MORE: Why Motley Crue are quitting

Needed help ... Alice Cooper during his Australian tour in 1977.
Needed help ... Alice Cooper during his Australian tour in 1977.

Clean and sober for three decades now, many of his rock star buddies from his legendary 1970s drinking club The Hollywood Vampires weren’t so lucky.

“Jimi (Hendrix) and Jim (Morrison) and Janis (Joplin) and everybody started dying at 27 years old and none of us ever really thought about reaching 30,” Cooper says (his friends call him Vince). “None of us realised we’d still be doing this at 67 and 68 years old and doing it better, in some ways, than we did it then. Right now I’m in better shape than I’ve ever been.”

Cooper’s been working on a covers album paying tribute to his fallen comrades, with the darkly funny working title “All My Dead Drunk Friends”. The idea came from legendary producer Bob Ezrin, a George Martin style figure who masterminded both Alice Cooper the band, and Alice Cooper the solo artist’s best work.

Memory lane ... Alice Cooper on stage in Brisbane with one of his monsters in 1977.
Memory lane ... Alice Cooper on stage in Brisbane with one of his monsters in 1977.

“We decided … the album would be a tribute to all of our dead drunk friends, all of the guys who used to drink with us back in the day which was John Lennon and Keith Moon, and Jimi Hendrix and all of the guys who were sort of like our big brothers,” he says. “We all just seemed to end up at the same bar every night, at the Rainbow. We all drank and it was sort of last man standing. We became known as The Hollywood Vampires because we stayed up all night drinking and never saw the daytime.”

You can still see the plaque commemorating the club at the Rainbow Bar and Grill on Sunset Strip in West Hollywood, featuring “President Alice Cooper” and “Vice President Keith Moon” among others.

“We started adding it all up and found like 12 really great songs that we could cover,” he says.

Those covers will get their first live outing when the newly formed Hollywood Vampires band play alongside Faith No More at the massive Rock in Rio concert in September.

Aerosmith’s Joe Perry is the chief axeman for the group with Johnny Depp also playing guitar. Depp’s played with Cooper in concert numerous times since they met on the set of Tim Burton’s Dark Shadows.

Back on track ... Alice Cooper says he’s in better shape at 67 than he’s ever been.
Back on track ... Alice Cooper says he’s in better shape at 67 than he’s ever been.

“Johnny is a really good guitar player,” says Cooper. “He’s a real student of that music so when he comes up and plays with us we just think of him as a guitar player, we don’t really think of him as “Johnny Depp” or Captain Jack Sparrow.”

With John Lennon and Ringo immortalised as members on the drinking club’s plaque, it’s only fitting that at least one Beatle helped out on the new album.
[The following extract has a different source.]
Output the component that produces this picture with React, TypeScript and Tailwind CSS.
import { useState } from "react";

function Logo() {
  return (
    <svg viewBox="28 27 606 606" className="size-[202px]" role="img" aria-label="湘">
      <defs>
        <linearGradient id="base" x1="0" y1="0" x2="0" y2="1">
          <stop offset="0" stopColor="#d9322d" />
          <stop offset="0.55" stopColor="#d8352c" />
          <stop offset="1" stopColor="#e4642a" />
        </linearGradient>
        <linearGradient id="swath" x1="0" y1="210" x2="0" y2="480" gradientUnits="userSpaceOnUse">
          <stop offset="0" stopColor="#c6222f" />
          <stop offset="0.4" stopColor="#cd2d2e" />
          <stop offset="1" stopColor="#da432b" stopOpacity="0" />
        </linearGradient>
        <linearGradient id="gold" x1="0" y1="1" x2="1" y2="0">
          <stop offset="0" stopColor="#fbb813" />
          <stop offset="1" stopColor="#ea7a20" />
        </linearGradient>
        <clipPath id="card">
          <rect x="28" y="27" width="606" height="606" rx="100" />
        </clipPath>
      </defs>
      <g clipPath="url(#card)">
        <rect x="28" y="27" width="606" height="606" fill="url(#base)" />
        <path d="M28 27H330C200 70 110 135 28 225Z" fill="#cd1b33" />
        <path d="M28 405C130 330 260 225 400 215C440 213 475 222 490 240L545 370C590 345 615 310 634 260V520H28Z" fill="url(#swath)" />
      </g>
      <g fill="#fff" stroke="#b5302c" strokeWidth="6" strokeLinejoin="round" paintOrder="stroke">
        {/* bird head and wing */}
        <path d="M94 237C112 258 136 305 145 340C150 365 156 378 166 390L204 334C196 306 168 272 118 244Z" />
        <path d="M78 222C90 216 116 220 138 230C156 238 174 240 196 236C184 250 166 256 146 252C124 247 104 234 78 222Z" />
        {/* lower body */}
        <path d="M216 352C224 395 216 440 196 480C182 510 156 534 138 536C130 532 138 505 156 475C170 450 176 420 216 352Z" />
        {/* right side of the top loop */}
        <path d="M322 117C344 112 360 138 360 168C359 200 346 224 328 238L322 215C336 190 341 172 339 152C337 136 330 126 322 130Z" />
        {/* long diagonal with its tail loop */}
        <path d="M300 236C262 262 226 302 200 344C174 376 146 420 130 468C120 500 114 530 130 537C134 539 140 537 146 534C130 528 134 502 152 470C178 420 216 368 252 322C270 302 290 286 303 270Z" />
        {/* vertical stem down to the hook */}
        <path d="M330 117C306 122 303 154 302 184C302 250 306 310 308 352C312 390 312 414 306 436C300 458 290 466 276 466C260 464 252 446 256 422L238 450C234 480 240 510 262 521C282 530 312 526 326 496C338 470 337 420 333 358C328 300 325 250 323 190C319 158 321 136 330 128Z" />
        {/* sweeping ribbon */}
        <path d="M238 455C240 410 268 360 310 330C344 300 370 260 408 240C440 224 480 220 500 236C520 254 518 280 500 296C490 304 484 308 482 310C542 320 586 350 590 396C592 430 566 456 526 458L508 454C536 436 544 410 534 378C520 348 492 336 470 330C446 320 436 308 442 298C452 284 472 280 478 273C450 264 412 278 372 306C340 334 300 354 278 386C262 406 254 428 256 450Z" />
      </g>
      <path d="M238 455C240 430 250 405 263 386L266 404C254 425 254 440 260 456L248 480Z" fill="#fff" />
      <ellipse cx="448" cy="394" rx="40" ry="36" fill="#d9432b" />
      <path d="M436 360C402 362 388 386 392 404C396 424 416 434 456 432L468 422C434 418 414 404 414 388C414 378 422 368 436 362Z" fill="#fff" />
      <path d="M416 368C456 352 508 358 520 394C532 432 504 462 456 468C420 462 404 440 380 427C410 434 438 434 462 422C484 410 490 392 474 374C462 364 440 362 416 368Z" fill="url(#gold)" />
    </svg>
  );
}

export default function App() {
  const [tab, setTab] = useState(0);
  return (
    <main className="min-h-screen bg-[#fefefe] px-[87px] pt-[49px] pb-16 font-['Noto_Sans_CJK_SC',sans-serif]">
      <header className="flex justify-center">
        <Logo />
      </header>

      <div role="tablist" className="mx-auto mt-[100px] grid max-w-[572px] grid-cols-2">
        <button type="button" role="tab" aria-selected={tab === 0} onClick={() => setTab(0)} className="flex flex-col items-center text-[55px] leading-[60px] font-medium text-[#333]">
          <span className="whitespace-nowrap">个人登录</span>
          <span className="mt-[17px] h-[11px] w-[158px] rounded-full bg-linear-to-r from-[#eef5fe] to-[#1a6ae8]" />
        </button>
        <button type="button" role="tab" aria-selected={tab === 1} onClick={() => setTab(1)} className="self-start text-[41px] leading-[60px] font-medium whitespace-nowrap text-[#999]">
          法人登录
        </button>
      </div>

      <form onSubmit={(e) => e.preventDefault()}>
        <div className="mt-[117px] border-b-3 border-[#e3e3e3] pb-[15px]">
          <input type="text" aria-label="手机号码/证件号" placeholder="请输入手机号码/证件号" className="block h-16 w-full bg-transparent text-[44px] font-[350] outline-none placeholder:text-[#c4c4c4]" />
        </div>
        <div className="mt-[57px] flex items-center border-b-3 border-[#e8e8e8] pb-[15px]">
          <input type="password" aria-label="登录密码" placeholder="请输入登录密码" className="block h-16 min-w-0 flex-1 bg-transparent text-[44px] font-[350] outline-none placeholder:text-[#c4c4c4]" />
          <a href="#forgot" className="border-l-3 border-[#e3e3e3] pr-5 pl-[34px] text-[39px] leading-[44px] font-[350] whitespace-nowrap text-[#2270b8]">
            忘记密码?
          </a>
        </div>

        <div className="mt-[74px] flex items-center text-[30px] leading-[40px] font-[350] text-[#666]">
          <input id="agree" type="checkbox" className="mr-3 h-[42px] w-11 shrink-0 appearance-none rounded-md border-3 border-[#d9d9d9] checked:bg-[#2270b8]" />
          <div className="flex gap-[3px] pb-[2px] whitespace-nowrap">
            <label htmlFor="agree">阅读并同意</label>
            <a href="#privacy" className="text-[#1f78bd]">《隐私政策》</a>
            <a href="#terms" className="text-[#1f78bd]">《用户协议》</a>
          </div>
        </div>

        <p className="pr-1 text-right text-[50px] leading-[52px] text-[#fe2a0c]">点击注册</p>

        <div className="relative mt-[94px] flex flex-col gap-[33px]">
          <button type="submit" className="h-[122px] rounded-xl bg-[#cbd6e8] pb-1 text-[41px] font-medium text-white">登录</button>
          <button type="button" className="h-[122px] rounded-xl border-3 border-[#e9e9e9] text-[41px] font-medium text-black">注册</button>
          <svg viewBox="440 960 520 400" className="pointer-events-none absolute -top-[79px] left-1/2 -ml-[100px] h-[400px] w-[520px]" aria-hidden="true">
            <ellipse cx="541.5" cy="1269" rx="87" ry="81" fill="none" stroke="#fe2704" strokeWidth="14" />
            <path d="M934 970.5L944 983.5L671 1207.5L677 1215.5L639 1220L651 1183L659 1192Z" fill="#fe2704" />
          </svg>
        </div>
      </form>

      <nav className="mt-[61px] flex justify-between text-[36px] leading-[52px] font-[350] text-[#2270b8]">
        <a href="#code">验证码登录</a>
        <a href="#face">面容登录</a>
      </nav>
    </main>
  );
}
“I’ve known Paul (McCartney) for years and years and years … but you never really think about being on record with a Beatle,” he says. “He’s not just ‘A Beatle’, he’s ‘The Beatle’. But he’s just a guy who sits down at a piano and says: ‘OK well how does this thing go?’. And then you realise you’re in a band with a guy who just happens to be the best in the world.”

Controversial but popular ... Lady Gaga with Alice Cooper.
Controversial but popular ... Lady Gaga with Alice Cooper.

Cooper, who is heard across the country on his classic rock radio show Nights With Alice Cooper, returns to Australia in May supporting Motley Crue. By contractual agreement, it’s that glam metal outfits final ever tour. Not content with outlasting his own rock heroes, Cooper’s also been bidding farewell to the band’s he inspired for years now.

“They said well you were a big influence, we’d love to have you sort of send us off in style,” he says.

Now a respected elder statesman of rock, Cooper was as well known in the 1970s for generating controversy as for his music — from that urban legend about him biting the head off a chicken to his stage performance where he’d chop up baby dolls and ‘hang himself’ on stage. But even those who’ve modelled their careers on his — we’re looking at you Marilyn Manson — have trouble generating much outrage these days. Cooper says it’s because the world’s a much scarier place.

“With ISIS going on and all this other stuff, how shocking can my (onstage) guillotine be when people are really getting their heads cut off?” he asks. “Reality is much more shocking that anything Alice Cooper or Marilyn Manson or Rob Zombie can do. I understand I’m not shocking the audience the way I used to, now it’s pure entertainment.”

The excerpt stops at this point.